Exercise 30.2 (Rayleigh distribution) Let \(X_1, \dots, X_n\) be a random sample from a Rayleigh distribution with unknown parameter \(\sigma^2\): \[ f_{\sigma^2}(x) = \begin{cases} \frac{x}{\sigma^2} e^{-\frac{x^2}{2\sigma^2}} & x \geq 0 \\ 0 & \text{otherwise} \end{cases}. \] Find the MLE of \(\sigma^2\).

Exercise 30.3 (Power distribution) Let \(X_1, \dots, X_n\) be i.i.d. with PDF \[ f(x) = \begin{cases} (\theta + 1)x^\theta & 0 \leq x \leq 1 \\ 0 & \text{otherwise} \end{cases}, \] where \(\theta\) is unknown. Find the MLE of \(\theta\).

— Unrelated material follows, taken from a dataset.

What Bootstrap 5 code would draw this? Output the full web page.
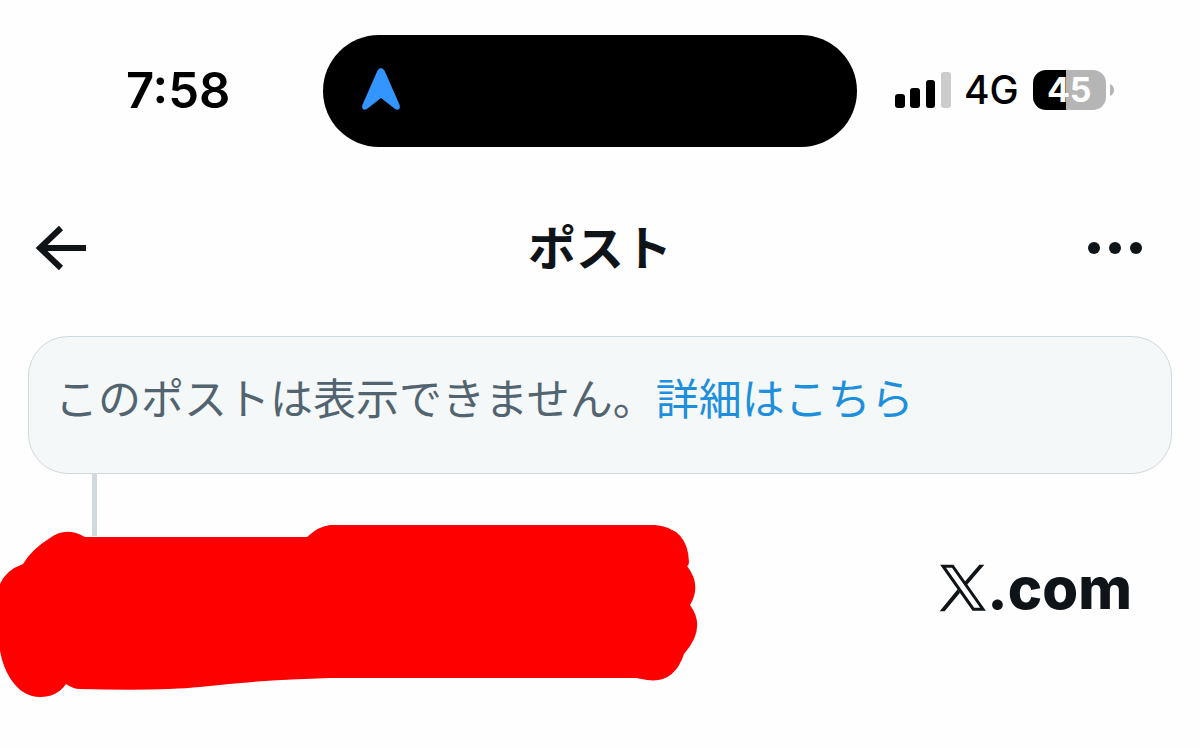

Exercise 30.4 (Uniform distribution) Let \(X_1, \dots, X_n\) be a random sample from a \(\text{Uniform}(0,\theta)\) distribution, where the upper bound \(\theta\) is unknown. Find the MLE of \(\theta\).

Exercise 30.5 (Rate of the double exponential distribution) The double exponential distribution (also known as the Laplace distribution) has PDF \[ f(x) = \frac{1}{2\sigma} \exp\left( -\frac{\lvert x \rvert}{\sigma} \right); \qquad -\infty < x < \infty, \] where the scale parameter \(\sigma\) is unknown. Find the MLE of \(\sigma\).

Exercise 30.6 (Location of the double exponential distribution) Consider a double exponential distribution (Exercise 30.5) with location parameter \(\theta\) (and scale parameter \(1\), for simplicity): \[ f(x) = \frac{1}{2} e^{-\lvert x - \theta \rvert}; \qquad -\infty< x < \infty. \] For an i.i.d. sample of size \(n = 2m + 1\) (i.e., \(n\) is odd), show that the MLE of \(\theta\) is the median of the sample.

Remark. The function \(\lvert x \rvert\) is not differentiable. Once you find an appropriate quantity to minimize, it may help to draw pictures for small values of \(n\) (e.g., \(n=3\)) to understand the behavior of the said quantity.